AKP’nin yereldeki kurucuları ile sohbet edenler 1994’teki, 2001’deki ve bugünkü Erdoğan ve AKP arasındaki yüz seksen derecelik yön ve renk farkının sonuçlarını elbette net şekilde görecek ve bileceklerdir.
En önemli başlık “demokratlık” hususundaki değişim.
Biz dahil bir kısım azınlık 1994-2001 farkının aslında bir değişim olmadığını, 2001’de yüzüne çalınmış altın renkli demokratlık boyasının bakır gövdeden döküleceğini ve nihayet döküldüğünü yazıp söyledi.
O zamanlar inanmayanlar şimdi “haklıymışsınız” diyor, ama “ba’de harâbil Basra!”
Demokratlığın ve demokrasinin ne olduğunun ve ne olmadığının evrensel kriterleri belli. Birinci şart, seçimle gelenin seçimle gitmesinin gerekliliğine inanmak.
Yani iktidar gücünü elinde tutanların “seçim sonuçlarını tanımıyorum” demeyecek olması.
Bu, her şeyden önce bir inanç meselesi.
Seçimle gelen Erdoğan’ın seçmenin oyunu etkileme dışındaki açık antidemokratik yöntemlerle seçim sonuçlarını bir şekilde manipüle edeceği ya da açık bir dirençle reddedeceği ve seçimle gitmeyeceği yolundaki söylemlerin doğru olup olmadığı fısıltı gazetesinin yedi sekiz yıllık değişmez konusu.
Önceki gün Erdoğan grubunun toplantısında şunları söyledi:
“Şayet bir gün milletimiz tamam derse ancak o zaman biz kenara çekiliriz.”
Bunun üzerine sosyal medya çalkalandı. “Tamam” ve “devam” başlıklı/etiketli çalışmalar arasında bir yarış yaşandı.
Bu yarışta kimin ne kadar trol/troliçe yönlendirmesi yaptığı ve dolayısıyla gerçekte hangi “taraf”ın galip geldiği ayrı konu.
Ama Erdoğan’ın bu konuşmasının muhalefet cenahında sade seçmene kadar yayılıp duyulmasının çok önemli bir faydası oldu.

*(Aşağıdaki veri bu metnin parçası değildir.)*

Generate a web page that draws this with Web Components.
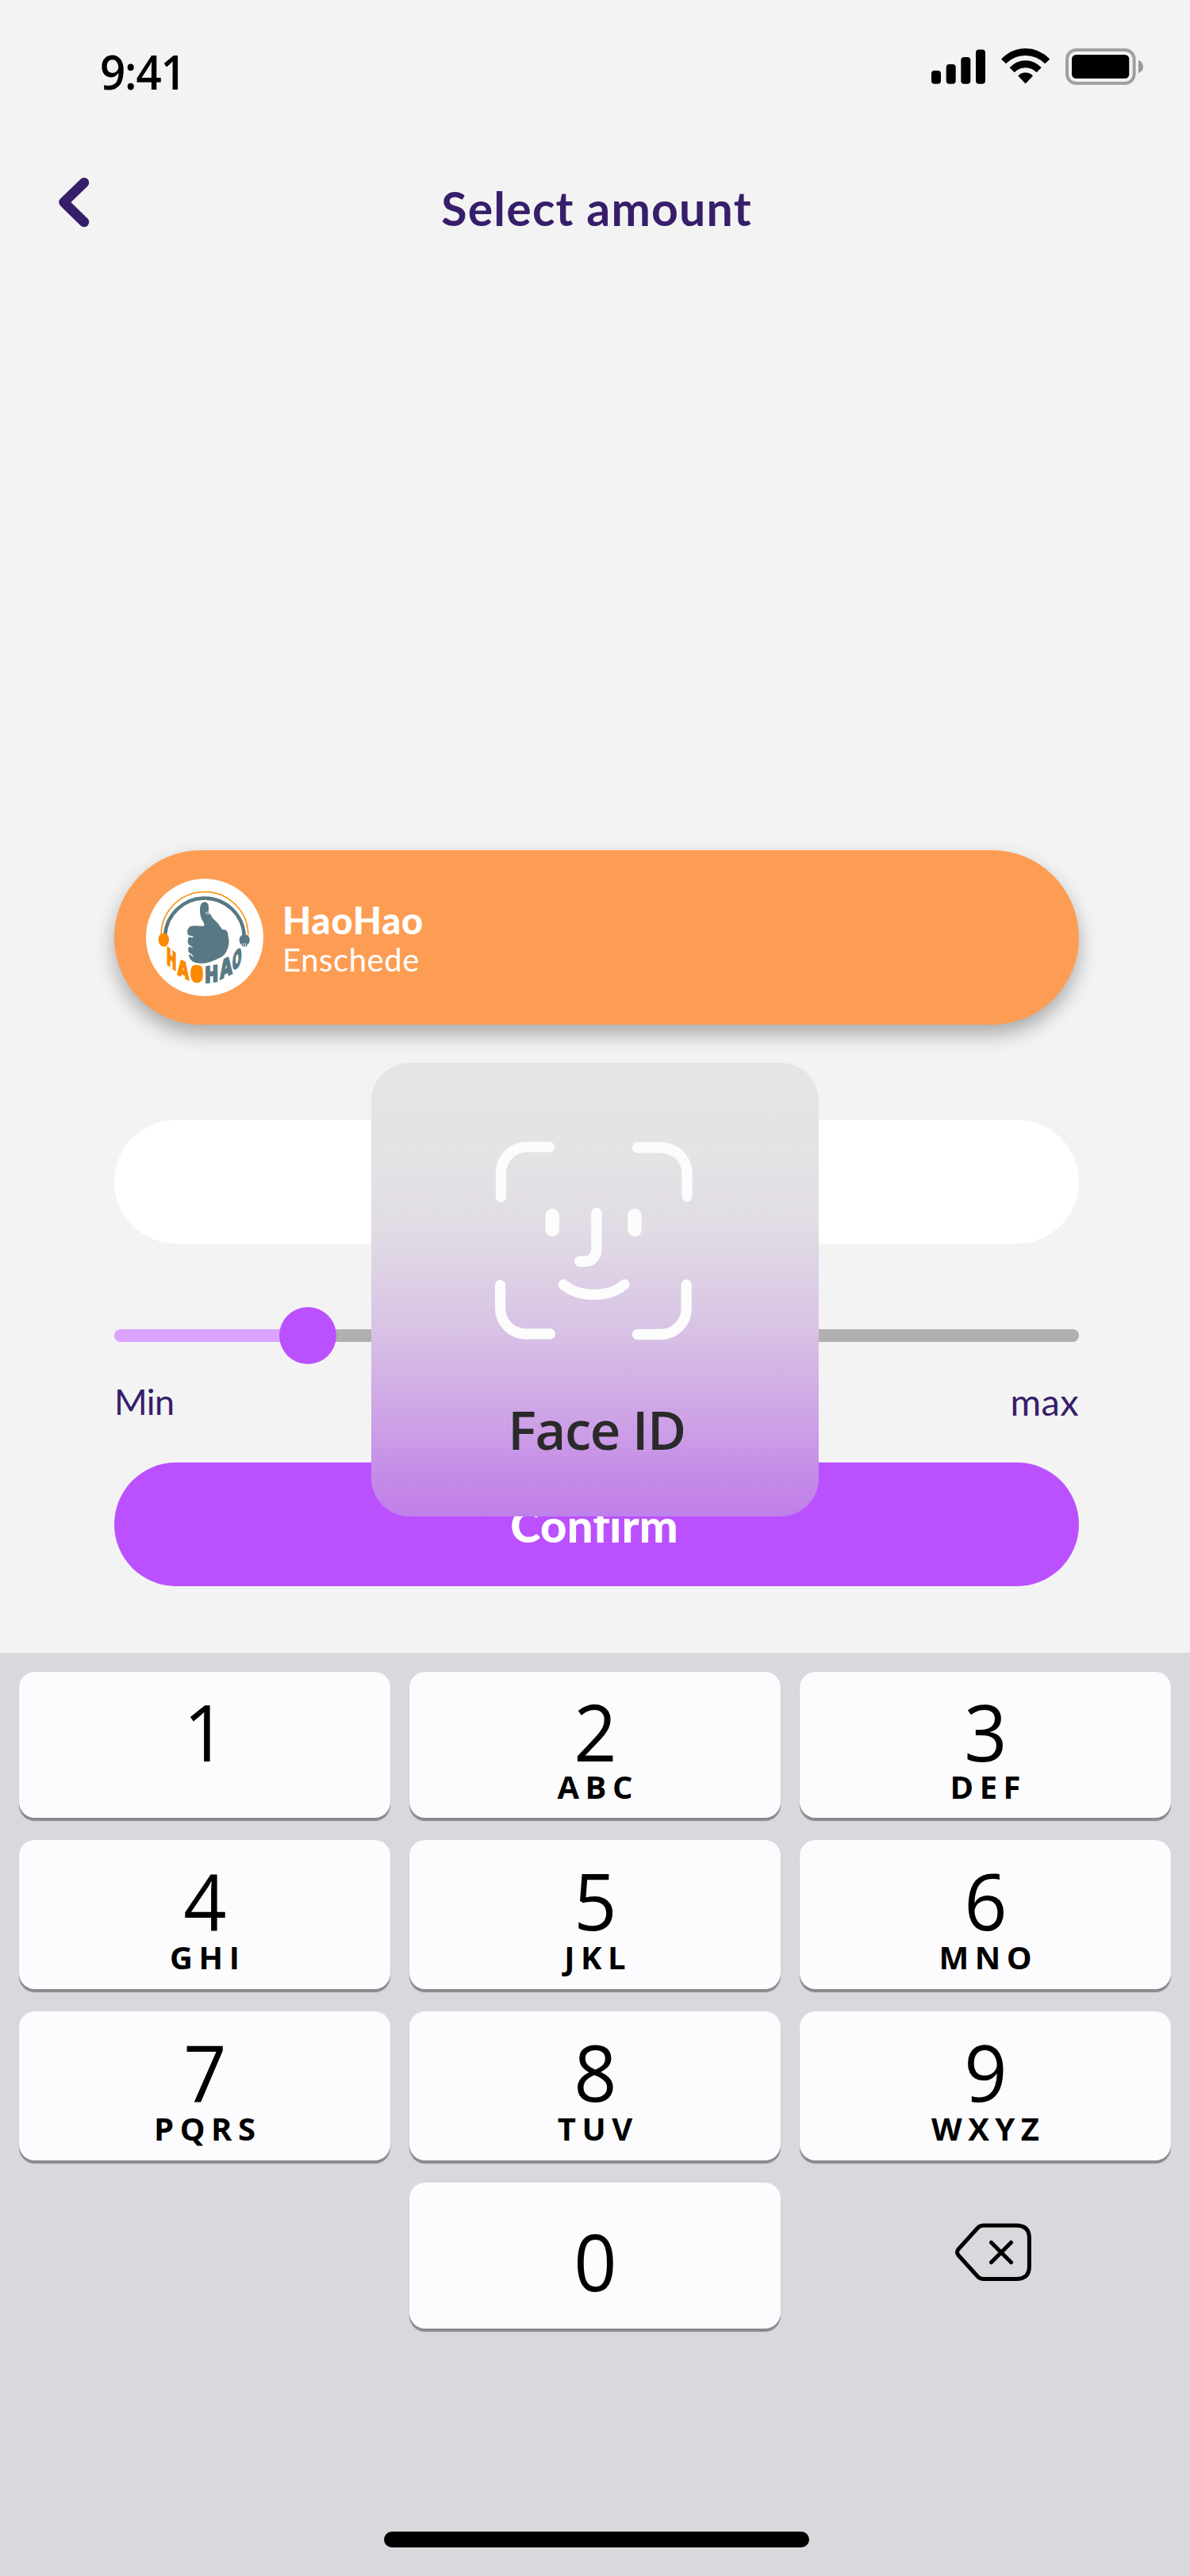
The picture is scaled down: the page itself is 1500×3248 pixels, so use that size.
<!DOCTYPE html>
<html lang="en">
<head>
<meta charset="utf-8">
<title>Select amount</title>
<style>
  html, body { margin: 0; padding: 0; }
  body { width: 1500px; background: #f3f3f3; font-family: "Open Sans", "Noto Sans", sans-serif; color: #000; }
</style>
</head>
<body>
<phone-screen>
  <status-bar time="9:41"></status-bar>
  <nav-header>Select amount</nav-header>
  <amount-form>
    <merchant-card name="HaoHao" place="Enschede"></merchant-card>
    <amount-field></amount-field>
    <range-slider></range-slider>
    <pill-button>Confirm</pill-button>
  </amount-form>
  <number-pad></number-pad>
  <face-id-panel slot="overlay">Face ID</face-id-panel>
</phone-screen>
<script>
const define = (name, html, setup) => customElements.define(name, class extends HTMLElement {
  connectedCallback() {
    if (this.shadowRoot) return;
    const root = this.attachShadow({ mode: "open" });
    const tpl = document.createElement("template");
    tpl.innerHTML = html;
    root.append(tpl.content.cloneNode(true));
    if (setup) setup(this, root);
  }
});

define("phone-screen", `
  <style>
    :host { display: flex; flex-direction: column; position: relative; width: 1500px; height: 3248px; background: #f3f3f3; overflow: hidden; }
  </style>
  <slot></slot><slot name="overlay"></slot>`);

define("status-bar", `
  <style>
    :host { display: flex; justify-content: space-between; align-items: flex-start; height: 180px; box-sizing: border-box; padding: 56px 58px 0 126px; }
    .time { font-size: 60px; font-weight: 600; line-height: 68px; letter-spacing: -1.200px; transform: scaleX(.94); transform-origin: left; }
    svg { display: block; }
  </style>
  <span class="time"></span>
  <svg width="270" height="54" viewBox="1172 56 270 54">
    <rect x="1174" y="89" width="12" height="16.7" rx="4"/>
    <rect x="1192.7" y="81" width="12" height="24.7" rx="4"/>
    <rect x="1211.3" y="72" width="12" height="33.7" rx="4"/>
    <rect x="1230" y="62.5" width="12" height="43.2" rx="4"/>
    <path d="M1262 74.5 Q1275 61 1292.600 61 Q1310 61 1323.300 74.500 L1317.300 80.300 Q1306.500 70 1292.600 70 Q1278.700 70 1268 80.300 Z"/>
    <path d="M1272.600 85.200 Q1281 76.200 1292.600 76.200 Q1304.200 76.200 1312.700 85.200 L1306.600 91.300 Q1300.500 85.300 1292.600 85.300 Q1284.700 85.300 1278.700 91.300 Z"/>
    <path d="M1283.300 95.700 Q1287 91.500 1292.600 91.500 Q1298.200 91.500 1302 95.700 L1292.600 105.400 Z"/>
    <rect x="1345" y="63" width="84.600" height="42" rx="11.500" fill="none" stroke="#a0a0a0" stroke-width="4"/>
    <rect x="1351" y="69" width="72.300" height="30" rx="5.500"/>
    <path d="M1435 75.700 Q1441 78.500 1441 84 Q1441 89.500 1435 92.300 Z" fill="#999"/>
  </svg>`, (el, root) => { root.querySelector(".time").textContent = el.getAttribute("time"); });

define("nav-header", `
  <style>
    :host { display: grid; grid-template-columns: 1fr auto 1fr; align-items: center; height: 150px; box-sizing: border-box; padding: 0 68px 0 72px; color: #371e6b; }
    h1 { margin: 0; padding-top: 16px; font: 700 59px/60px Lato, sans-serif; letter-spacing: 1.2px; }
    svg { display: block; }
  </style>
  <svg width="42" height="64" viewBox="72 223 42 64"><path d="M106 230.200 L80.500 255 L106 280" fill="none" stroke="currentColor" stroke-width="12.500" stroke-linecap="round" stroke-linejoin="round"/></svg>
  <h1><slot></slot></h1>`);

define("amount-form", `
  <style>
    :host { display: flex; flex-direction: column; height: 1754px; box-sizing: border-box; padding: 742px 140px 0 144px; }
  </style><slot></slot>`);

define("hao-logo", `
  <style>:host { display: block; width: 148px; height: 148px; flex: none; } svg { display: block; }</style>
  <svg width="148" height="148" viewBox="42 54 444 444" font-family="Open Sans, sans-serif" font-weight="800" font-size="100">
    <circle cx="264" cy="276" r="222" fill="#fff"/>
    <g fill="none">
      <path d="M99.500 268 A164.500 164.500 0 0 1 428.500 268" stroke="#fb8a00" stroke-width="4.500"/>
      <path d="M114.500 266 A149.800 149.800 0 0 1 413.500 270" stroke="#587983" stroke-width="13.500"/>
    </g>
    <path d="M109 260 C122 260 129 270 129 284 C129 299 119 311 110 311 C99 311 89 299 89 285 C89 270 96 260 109 260Z" fill="#fb8a00"/>
    <path d="M415 265 C428 265 436 277 434 288 C433 300 424 308 421 311 L410 311 C402 308 396 299 395 288 C394 275 403 265 415 265Z" fill="#587983"/>
    <path d="M404 312 L402 300 M411 313 L410 297 M417 313 L419 297 M425 311 L427 300" stroke="#fff" stroke-width="2.500"/>
    <path d="M263 142 C274 141 279 151 279 162 C279 170 278 175 279 181 L287 190 C293 205 305 213 314 223 C321 232 326 240 331 247 C336 244 344 246 349 253 C353 262 352 272 355 281 C358 301 352 320 342 336 C333 350 313 357 297 364 C278 374 252 376 235 373 C218 369 207 359 204 346 C204 341 208 339 211 342 C214 346 218 348 221 350 C220 344 213 338 206 334 C199 327 201 315 207 310 C212 312 215 316 219 315 C217 310 209 307 204 303 C198 296 199 284 205 274 C211 274 216 278 222 276 C222 271 211 271 202 267 C195 258 198 242 209 235 C224 229 243 234 260 233 C267 229 258 216 253 207 C246 193 245 176 247 160 C249 149 255 143 263 142Z" fill="#587983"/>
    <path d="M266 184 L278 179 M270 187 L284 181 M275 189 L288 184 M282 179 L284 188" stroke="#fff" stroke-width="1.800"/>
    <g fill="#fb8a00" stroke="#fb8a00" stroke-width="5">
      <text transform="matrix(.50 .38 0 .93 119 375)">H</text>
      <text transform="matrix(.60 .30 0 .86 161 416)">A</text>
      <text transform="matrix(.56 .04 0 .84 211 443)">O</text>
      <path d="M216 386 C223 378 245 378 253 387 C259 399 259 427 254 437 C247 449 226 449 217 437 C209 426 209 397 216 386Z" stroke="none"/>
    </g>
    <g fill="#587983" stroke="#587983" stroke-width="5">
      <text transform="matrix(.68 -.10 0 .87 264 449)">H</text>
      <text transform="matrix(.64 -.31 0 .96 322 435)">A</text>
      <text transform="matrix(.45 -.44 0 .92 368 408)">O</text>
    </g>
  </svg>`);

define("merchant-card", `
  <style>
    :host { display: flex; align-items: center; gap: 24px; height: 220px; box-sizing: border-box; padding-left: 40px; border-radius: 110px; background: #fd9d53; color: #fff; box-shadow: 0 12px 24px rgba(0,0,0,.3); }
    .text { display: flex; flex-direction: column; padding-top: 6px; font-family: Lato, sans-serif; }
    b { font-size: 47px; font-weight: 900; line-height: 50px; letter-spacing: .8px; }
    span { font-size: 40px; font-weight: 400; line-height: 50px; letter-spacing: .6px; }
  </style>
  <hao-logo></hao-logo>
  <div class="text"><b></b><span></span></div>`, (el, root) => {
    root.querySelector("b").textContent = el.getAttribute("name");
    root.querySelector("span").textContent = el.getAttribute("place");
  });

define("amount-field", `
  <style>:host { display: block; height: 156px; margin-top: 120px; border-radius: 78px; background: #fff; }</style>`);

define("range-slider", `
  <style>
    :host { display: block; height: 151px; margin-top: 80px; color: #371e6b; font: 400 45px/60px Lato, sans-serif; }
    .track { display: flex; align-items: center; height: 72px; }
    .fill { width: 212px; height: 16px; border-radius: 8px 0 0 8px; background: #daa3ff; margin-right: -4px; }
    .thumb { width: 72px; height: 72px; border-radius: 50%; background: #bb51fe; z-index: 1; }
    .rest { flex: 1; height: 16px; border-radius: 0 8px 8px 0; background: #b0b0b0; margin-left: -4px; }
    .labels { display: flex; justify-content: space-between; padding: 17px 0 0 0; }
    .min { letter-spacing: -.6px; }
    .max { font-size: 47px; letter-spacing: .4px; }
  </style>
  <div class="track"><div class="fill"></div><div class="thumb"></div><div class="rest"></div></div>
  <div class="labels"><span class="min">Min</span><span class="max">max</span></div>`);

define("pill-button", `
  <style>
    :host { display: flex; align-items: center; justify-content: center; height: 156px; box-sizing: border-box; padding: 1px 6px 0 0; margin-top: 45px; border-radius: 78px; background: #bb51fe; color: #fff; font: 900 58px/60px Lato, sans-serif; letter-spacing: .2px; }
  </style><span><slot></slot></span>`);

define("pad-key", `
  <style>
    :host { display: flex; flex-direction: column; align-items: center; box-sizing: border-box; padding-top: 26px; border-radius: 20px; background: #fcfcfe; box-shadow: 0 4px 1px #898a8d; }
    :host([row="1"]) { padding-top: 25px; }
    :host([row="4"]) { padding-top: 49px; }
    .digit { font-size: 99px; line-height: 100px; transform: scaleX(.96); }
    .letters { margin-top: 1.500px; padding-left: 7.500px; font-size: 40px; font-weight: 700; line-height: 40px; letter-spacing: 7.500px; }
    :host([row="1"]) .letters { margin-top: 0; }
  </style>
  <span class="digit"></span><span class="letters"><slot></slot></span>`,
  (el, root) => { root.querySelector(".digit").textContent = el.getAttribute("digit"); });

define("number-pad", `
  <style>
    :host { display: flex; flex-direction: column; justify-content: space-between; align-items: center; height: 1164px; box-sizing: border-box; padding: 24px 24px 36px; background: #d8d9dd; }
    .keys { display: grid; grid-template-columns: repeat(3, 468px); grid-template-rows: 184px 188px 188px 184px; gap: 28px 24px; }
    .delete { grid-column: 3; display: flex; align-items: center; justify-content: center; padding-left: 20px; padding-bottom: 9px; }
    .zero { grid-column: 2; }
    .home { width: 536px; height: 20px; border-radius: 10px; background: #000; margin-left: 4px; }
  </style>
  <div class="keys">
    <pad-key row="1" digit="1"></pad-key><pad-key row="1" digit="2">ABC</pad-key><pad-key row="1" digit="3">DEF</pad-key>
    <pad-key row="2" digit="4">GHI</pad-key><pad-key row="2" digit="5">JKL</pad-key><pad-key row="2" digit="6">MNO</pad-key>
    <pad-key row="3" digit="7">PQRS</pad-key><pad-key row="3" digit="8">TUV</pad-key><pad-key row="3" digit="9">WXYZ</pad-key>
    <pad-key class="zero" row="4" digit="0"></pad-key>
    <div class="delete">
      <svg width="104" height="80" viewBox="0 0 104 80" fill="none" stroke="#000" stroke-width="5" stroke-linecap="round" stroke-linejoin="round">
        <path d="M40 6 H81 Q97.400 6 97.400 22 V57.500 Q97.400 73.500 81 73.500 H40 Q35.500 73.500 32.500 70.500 L8 43.500 Q5 39.800 8 36 L32.500 9 Q35.500 6 40 6Z"/>
        <path d="M49.500 27.500 L74.500 52.500 M74.500 27.500 L49.500 52.500"/>
      </svg>
    </div>
  </div>
  <div class="home"></div>`);

define("face-id-panel", `
  <style>
    :host { position: absolute; left: 468px; top: 1340px; z-index: 2; width: 564px; height: 572px; display: flex; flex-direction: column; align-items: center; border-radius: 48px; color: #2a2a2a;
      background: linear-gradient(#e5e5e4 0%, #e4e3e5 20%, #e1dce5 36%, #ddd0e4 47%, #d8c2e5 59%, #d2b0e6 70%, #cb9de7 82%, #c58de8 90%, #c283e8 96.500%, #be80ea 100%); }
    svg { display: block; margin: 96px 4px 0 0; }
    span { margin-top: 68px; padding-left: 4px; font-size: 67px; font-weight: 600; line-height: 80px; letter-spacing: -1.400px; }
  </style>
  <svg width="256" height="258" viewBox="620 1436 256 258" fill="none" stroke="#fcfcfc" stroke-width="13.300" stroke-linecap="round">
    <path d="M692.500 1446.200 H664 A32.500 32.500 0 0 0 631.500 1478.700 V1509"/>
    <path d="M803.500 1447 H833.500 A32.500 32.500 0 0 1 866 1479.500 V1508.500"/>
    <path d="M630.600 1620.500 V1649.500 A32.500 32.500 0 0 0 663 1682 H693.500"/>
    <path d="M865.200 1620 V1650 A32.500 32.500 0 0 1 832.700 1682.500 H803.500"/>
    <path d="M751.900 1529.500 V1576 A14.500 14.500 0 0 1 737.500 1590.500 H730.500"/>
    <path d="M710.300 1619.700 C730 1636.500 767.500 1636.500 787 1619.700"/>
    <rect x="687.500" y="1524" width="17.500" height="35" rx="8.700" fill="#fcfcfc" stroke="none"/>
    <rect x="791.200" y="1524" width="17.500" height="35" rx="8.700" fill="#fcfcfc" stroke="none"/>
  </svg>
  <span><slot></slot></span>`);
</script>
</body>
</html>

Seçimle gelenin seçimle gitmeyi kabul etmesi anlamındaki asgarî demokrasi kriterini Erdoğan’ın kerhen ve ucundan da olsa yakalayıp karşılayacağı anlaşıldı.
Böylece son mahalli seçimlerde rey sayılarındaki açık farkın da yardımıyla İstanbul ve Ankara’nın kolaylıkla el değiştirmesine benzer bir durumun genel seçimlerde de yaşanabileceği konusundaki ümit arttı.
Bu değişim demokrasi adına büyük bir kazançtır.
Şimdi muhalefetin kılpayı ve bıçaksırtı değil tereddütsüz ve açık farkla sonuç alacak bir stratejide ittifak etmesi gerekli ve yeterli.
Sonrası ayrıca düşünülmeli.
Erdoğan ve ekibinin ısrarla muhalefetin adayını ortaya çıkarmaya çalışması ve şimdiden evire çevire pataklamak istemesi bir oyun.
Bunun da izah edilerek engellenmesi şart ve muhalefetin şimdiki görevi bu.